> [THE TASK]
Every record below should be written out exactly; pictures stay out.

> [INPUT MATERIAL]
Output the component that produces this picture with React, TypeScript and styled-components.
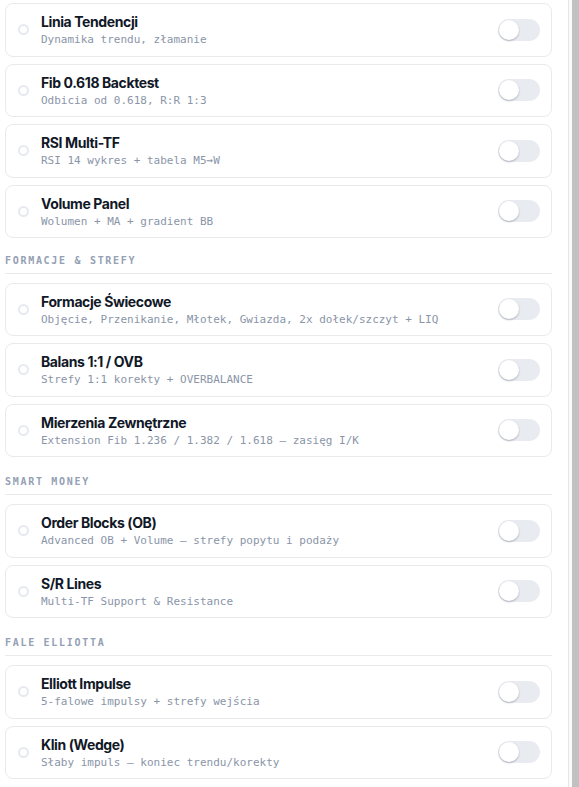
import React from "react";
import styled, { createGlobalStyle } from "styled-components";

const Global = createGlobalStyle`
  html, body { margin: 0; padding: 0; background: #ffffff; }
  body { font-family: Inter, "Noto Sans", sans-serif; -webkit-font-smoothing: antialiased; }
`;

const Frame = styled.div`
  display: flex;
  width: 579px;
  height: 787px;
  overflow: hidden;
  background: #ffffff;
`;

const Content = styled.div`
  flex: 0 0 568px;
  box-sizing: border-box;
  padding: 3px 16px 0 5px;
  display: flex;
  flex-direction: column;
`;

const Scrollbar = styled.div`
  flex: 0 0 11px;
  box-sizing: border-box;
  border-left: 1px solid #e6e6e6;
  background: #fafafa;
  display: flex;
  justify-content: flex-end;
`;

const Thumb = styled.div`
  width: 7px;
  height: 100%;
  background: #c1c1c1;
`;

const Section = styled.section`
  display: flex;
  flex-direction: column;
  gap: 7px;
`;

const SectionTitle = styled.div<{ $first?: boolean }>`
  margin-top: ${(p) => (p.$first ? "15.5px" : "18px")};
  margin-bottom: 2px;
  padding: 0 0 5px 0;
  border-bottom: 1px solid #e8eaee;
  font-family: "DejaVu Sans Mono", "Liberation Mono", monospace;
  font-size: 10px;
  line-height: 14px;
  font-weight: 700;
  letter-spacing: 1.7px;
  color: #94a0b4;
  text-transform: uppercase;
`;

const Card = styled.div`
  box-sizing: border-box;
  height: 53.5px;
  border: 1px solid #e8eaee;
  border-radius: 8px;
  background: #ffffff;
  display: flex;
  align-items: center;
  padding: 0 11px 0 12px;
`;

const Radio = styled.span`
  box-sizing: border-box;
  flex: 0 0 11px;
  width: 11px;
  height: 11px;
  border-radius: 50%;
  border: 2px solid #e6e9ef;
  margin-right: 12px;
`;

const Texts = styled.div`
  flex: 1;
  min-width: 0;
  display: flex;
  flex-direction: column;
  gap: 1px;
  padding-top: 1px;
`;

const Title = styled.div`
  font-family: Inter, "Noto Sans", sans-serif;
  font-size: 14px;
  line-height: 18px;
  font-weight: 700;
  letter-spacing: -0.4px;
  color: #111827;
  white-space: nowrap;
`;

const Sub = styled.div`
  font-family: "DejaVu Sans Mono", "Liberation Mono", monospace;
  font-size: 11px;
  line-height: 15px;
  color: #8a95a8;
  white-space: nowrap;
`;

const Toggle = styled.span<{ $on?: boolean }>`
  position: relative;
  flex: 0 0 42px;
  width: 42px;
  height: 22px;
  border-radius: 11px;
  background: ${(p) => (p.$on ? "#3b82f6" : "#e8ebf0")};
  &::after {
    content: "";
    position: absolute;
    top: 1px;
    left: ${(p) => (p.$on ? "21px" : "1px")};
    width: 20px;
    height: 20px;
    border-radius: 50%;
    background: #ffffff;
    box-shadow: 0 1px 2px rgba(15, 23, 42, 0.28);
  }
`;

type Item = { title: string; sub: string };
type Group = { name?: string; items: Item[] };

const groups: Group[] = [
  {
    items: [
      { title: "Linia Tendencji", sub: "Dynamika trendu, złamanie" },
      { title: "Fib 0.618 Backtest", sub: "Odbicia od 0.618, R:R 1:3" },
      { title: "RSI Multi-TF", sub: "RSI 14 wykres + tabela M5→W" },
      { title: "Volume Panel", sub: "Wolumen + MA + gradient BB" },
    ],
  },
  {
    name: "Formacje & Strefy",
    items: [
      {
        title: "Formacje Świecowe",
        sub: "Objęcie, Przenikanie, Młotek, Gwiazda, 2x dołek/szczyt + LIQ",
      },
      { title: "Balans 1:1 / OVB", sub: "Strefy 1:1 korekty + OVERBALANCE" },
      {
        title: "Mierzenia Zewnętrzne",
        sub: "Extension Fib 1.236 / 1.382 / 1.618 — zasięg I/K",
      },
    ],
  },
  {
    name: "Smart Money",
    items: [
      {
        title: "Order Blocks (OB)",
        sub: "Advanced OB + Volume — strefy popytu i podaży",
      },
      { title: "S/R Lines", sub: "Multi-TF Support & Resistance" },
    ],
  },
  {
    name: "Fale Elliotta",
    items: [
      { title: "Elliott Impulse", sub: "5-falowe impulsy + strefy wejścia" },
      { title: "Klin (Wedge)", sub: "Słaby impuls — koniec trendu/korekty" },
    ],
  },
];

export default function App() {
  return (
    <>
      <Global />
      <Frame>
        <Content>
          {groups.map((g, gi) => (
            <Section key={gi}>
              {g.name && <SectionTitle $first={gi === 1}>{g.name}</SectionTitle>}
              {g.items.map((it) => (
                <Card key={it.title}>
                  <Radio />
                  <Texts>
                    <Title>{it.title}</Title>
                    <Sub>{it.sub}</Sub>
                  </Texts>
                  <Toggle />
                </Card>
              ))}
            </Section>
          ))}
        </Content>
        <Scrollbar>
          <Thumb />
        </Scrollbar>
      </Frame>
    </>
  );
}
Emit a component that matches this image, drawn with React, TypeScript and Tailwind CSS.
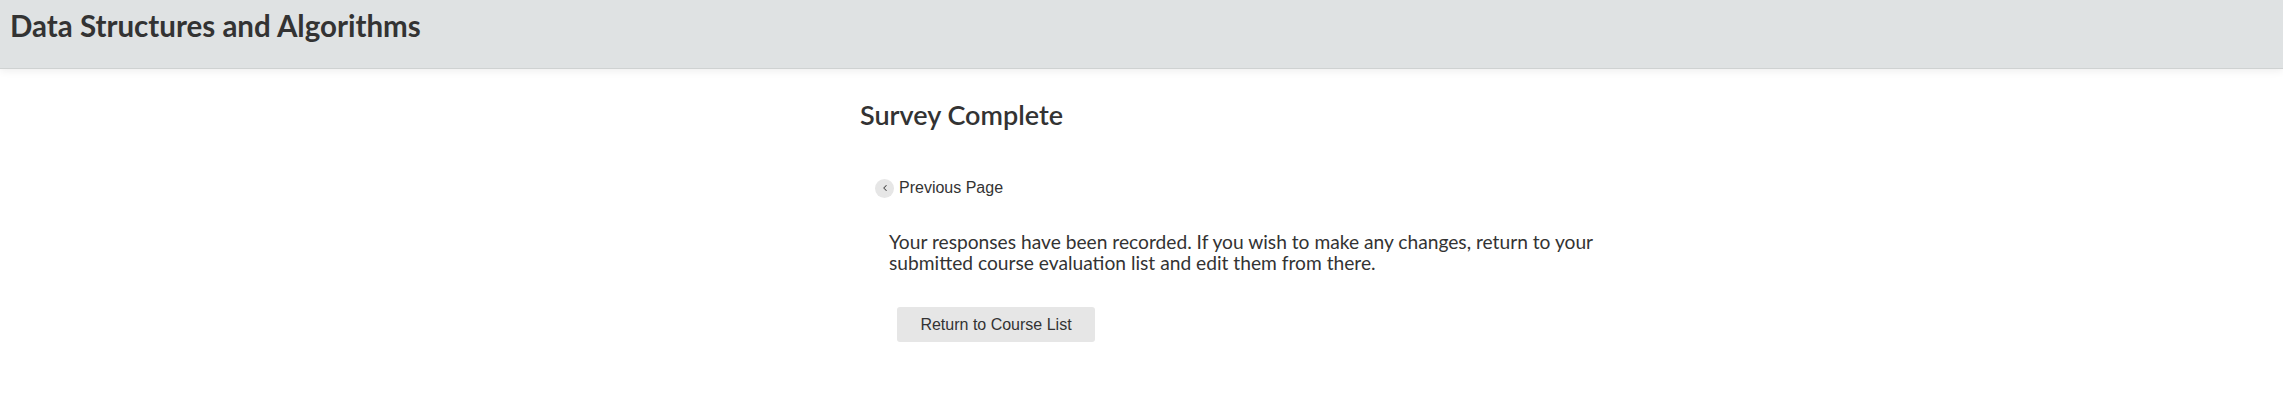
import { ChevronLeft } from 'lucide-react';

const sans = "font-['Lato','Open_Sans',sans-serif]";
const arial = "font-['Liberation_Sans',Arial,sans-serif]";

// Top bar with the course name.
const CourseHeader = ({ title }: { title: string }) => (
  <header className="relative z-10 h-[69px] border-b border-[#cfd2d2] bg-[#dfe2e3] shadow-[0_2px_8px_rgba(0,0,0,0.07)]">
    <h1 className={`${sans} pl-[10px] pt-[8px] text-[29.5px] font-bold leading-[36px] text-[#333]`}>{title}</h1>
  </header>
);

export default function App() {
  return (
    <div className="min-h-[411px] bg-white">
      <CourseHeader title="Data Structures and Algorithms" />

      <main className="ml-[860px] w-[800px] pt-[30px]">
        <h2 className={`${sans} text-[27px] font-semibold leading-[32px] text-[#333]`}>Survey Complete</h2>

        <a href="#" className={`${arial} mt-[47px] ml-[15px] flex items-center gap-[5px] text-[16px] leading-[20px] text-[#333]`}>
          <span className="flex h-[19px] w-[19px] items-center justify-center rounded-full bg-[#e6e6e6]">
            <ChevronLeft size={10} strokeWidth={2.5} className="text-[#444]" />
          </span>
          Previous Page
        </a>

        <p className={`${sans} mt-[33px] ml-[29px] text-[19.2px] leading-[21px] text-[#333]`}>
          Your responses have been recorded. If you wish to make any changes, return to your
          <br />
          submitted course evaluation list and edit them from there.
        </p>

        <button
          type="button"
          className={`${arial} mt-[34px] ml-[37px] block h-[35px] w-[198px] rounded-[3px] bg-[#e6e6e6] text-[16px] text-[#333]`}
        >
          Return to Course List
        </button>
      </main>
    </div>
  );
}
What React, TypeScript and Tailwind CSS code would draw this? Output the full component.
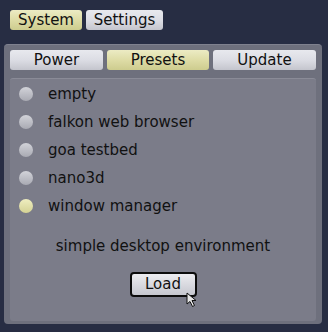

> [ANSWER TO THIS TASK]
Output the component that produces this picture with React, TypeScript and styled-components.
import React from "react";
import styled, { createGlobalStyle } from "styled-components";

const Global = createGlobalStyle`
  html, body { margin: 0; padding: 0; background: #ffffff; }
  body { font-family: Inter, "Noto Sans", sans-serif; -webkit-font-smoothing: antialiased; }
`;

const Frame = styled.div`
  display: flex;
  width: 579px;
  height: 787px;
  overflow: hidden;
  background: #ffffff;
`;

const Content = styled.div`
  flex: 0 0 568px;
  box-sizing: border-box;
  padding: 3px 16px 0 5px;
  display: flex;
  flex-direction: column;
`;

const Scrollbar = styled.div`
  flex: 0 0 11px;
  box-sizing: border-box;
  border-left: 1px solid #e6e6e6;
  background: #fafafa;
  display: flex;
  justify-content: flex-end;
`;

const Thumb = styled.div`
  width: 7px;
  height: 100%;
  background: #c1c1c1;
`;

const Section = styled.section`
  display: flex;
  flex-direction: column;
  gap: 7px;
`;

const SectionTitle = styled.div<{ $first?: boolean }>`
  margin-top: ${(p) => (p.$first ? "15.5px" : "18px")};
  margin-bottom: 2px;
  padding: 0 0 5px 0;
  border-bottom: 1px solid #e8eaee;
  font-family: "DejaVu Sans Mono", "Liberation Mono", monospace;
  font-size: 10px;
  line-height: 14px;
  font-weight: 700;
  letter-spacing: 1.7px;
  color: #94a0b4;
  text-transform: uppercase;
`;

const Card = styled.div`
  box-sizing: border-box;
  height: 53.5px;
  border: 1px solid #e8eaee;
  border-radius: 8px;
  background: #ffffff;
  display: flex;
  align-items: center;
  padding: 0 11px 0 12px;
`;

const Radio = styled.span`
  box-sizing: border-box;
  flex: 0 0 11px;
  width: 11px;
  height: 11px;
  border-radius: 50%;
  border: 2px solid #e6e9ef;
  margin-right: 12px;
`;

const Texts = styled.div`
  flex: 1;
  min-width: 0;
  display: flex;
  flex-direction: column;
  gap: 1px;
  padding-top: 1px;
`;

const Title = styled.div`
  font-family: Inter, "Noto Sans", sans-serif;
  font-size: 14px;
  line-height: 18px;
  font-weight: 700;
  letter-spacing: -0.4px;
  color: #111827;
  white-space: nowrap;
`;

const Sub = styled.div`
  font-family: "DejaVu Sans Mono", "Liberation Mono", monospace;
  font-size: 11px;
  line-height: 15px;
  color: #8a95a8;
  white-space: nowrap;
`;

const Toggle = styled.span<{ $on?: boolean }>`
  position: relative;
  flex: 0 0 42px;
  width: 42px;
  height: 22px;
  border-radius: 11px;
  background: ${(p) => (p.$on ? "#3b82f6" : "#e8ebf0")};
  &::after {
    content: "";
    position: absolute;
    top: 1px;
    left: ${(p) => (p.$on ? "21px" : "1px")};
    width: 20px;
    height: 20px;
    border-radius: 50%;
    background: #ffffff;
    box-shadow: 0 1px 2px rgba(15, 23, 42, 0.28);
  }
`;

type Item = { title: string; sub: string };
type Group = { name?: string; items: Item[] };

const groups: Group[] = [
  {
    items: [
      { title: "Linia Tendencji", sub: "Dynamika trendu, złamanie" },
      { title: "Fib 0.618 Backtest", sub: "Odbicia od 0.618, R:R 1:3" },
      { title: "RSI Multi-TF", sub: "RSI 14 wykres + tabela M5→W" },
      { title: "Volume Panel", sub: "Wolumen + MA + gradient BB" },
    ],
  },
  {
    name: "Formacje & Strefy",
    items: [
      {
        title: "Formacje Świecowe",
        sub: "Objęcie, Przenikanie, Młotek, Gwiazda, 2x dołek/szczyt + LIQ",
      },
      { title: "Balans 1:1 / OVB", sub: "Strefy 1:1 korekty + OVERBALANCE" },
      {
        title: "Mierzenia Zewnętrzne",
        sub: "Extension Fib 1.236 / 1.382 / 1.618 — zasięg I/K",
      },
    ],
  },
  {
    name: "Smart Money",
    items: [
      {
        title: "Order Blocks (OB)",
        sub: "Advanced OB + Volume — strefy popytu i podaży",
      },
      { title: "S/R Lines", sub: "Multi-TF Support & Resistance" },
    ],
  },
  {
    name: "Fale Elliotta",
    items: [
      { title: "Elliott Impulse", sub: "5-falowe impulsy + strefy wejścia" },
      { title: "Klin (Wedge)", sub: "Słaby impuls — koniec trendu/korekty" },
    ],
  },
];

export default function App() {
  return (
    <>
      <Global />
      <Frame>
        <Content>
          {groups.map((g, gi) => (
            <Section key={gi}>
              {g.name && <SectionTitle $first={gi === 1}>{g.name}</SectionTitle>}
              {g.items.map((it) => (
                <Card key={it.title}>
                  <Radio />
                  <Texts>
                    <Title>{it.title}</Title>
                    <Sub>{it.sub}</Sub>
                  </Texts>
                  <Toggle />
                </Card>
              ))}
            </Section>
          ))}
        </Content>
        <Scrollbar>
          <Thumb />
        </Scrollbar>
      </Frame>
    </>
  );
}
Emit a component that matches this image, drawn with React, TypeScript and Tailwind CSS.
import { ChevronLeft } from 'lucide-react';

const sans = "font-['Lato','Open_Sans',sans-serif]";
const arial = "font-['Liberation_Sans',Arial,sans-serif]";

// Top bar with the course name.
const CourseHeader = ({ title }: { title: string }) => (
  <header className="relative z-10 h-[69px] border-b border-[#cfd2d2] bg-[#dfe2e3] shadow-[0_2px_8px_rgba(0,0,0,0.07)]">
    <h1 className={`${sans} pl-[10px] pt-[8px] text-[29.5px] font-bold leading-[36px] text-[#333]`}>{title}</h1>
  </header>
);

export default function App() {
  return (
    <div className="min-h-[411px] bg-white">
      <CourseHeader title="Data Structures and Algorithms" />

      <main className="ml-[860px] w-[800px] pt-[30px]">
        <h2 className={`${sans} text-[27px] font-semibold leading-[32px] text-[#333]`}>Survey Complete</h2>

        <a href="#" className={`${arial} mt-[47px] ml-[15px] flex items-center gap-[5px] text-[16px] leading-[20px] text-[#333]`}>
          <span className="flex h-[19px] w-[19px] items-center justify-center rounded-full bg-[#e6e6e6]">
            <ChevronLeft size={10} strokeWidth={2.5} className="text-[#444]" />
          </span>
          Previous Page
        </a>

        <p className={`${sans} mt-[33px] ml-[29px] text-[19.2px] leading-[21px] text-[#333]`}>
          Your responses have been recorded. If you wish to make any changes, return to your
          <br />
          submitted course evaluation list and edit them from there.
        </p>

        <button
          type="button"
          className={`${arial} mt-[34px] ml-[37px] block h-[35px] w-[198px] rounded-[3px] bg-[#e6e6e6] text-[16px] text-[#333]`}
        >
          Return to Course List
        </button>
      </main>
    </div>
  );
}
What React, TypeScript and Tailwind CSS code would draw this? Output the full component.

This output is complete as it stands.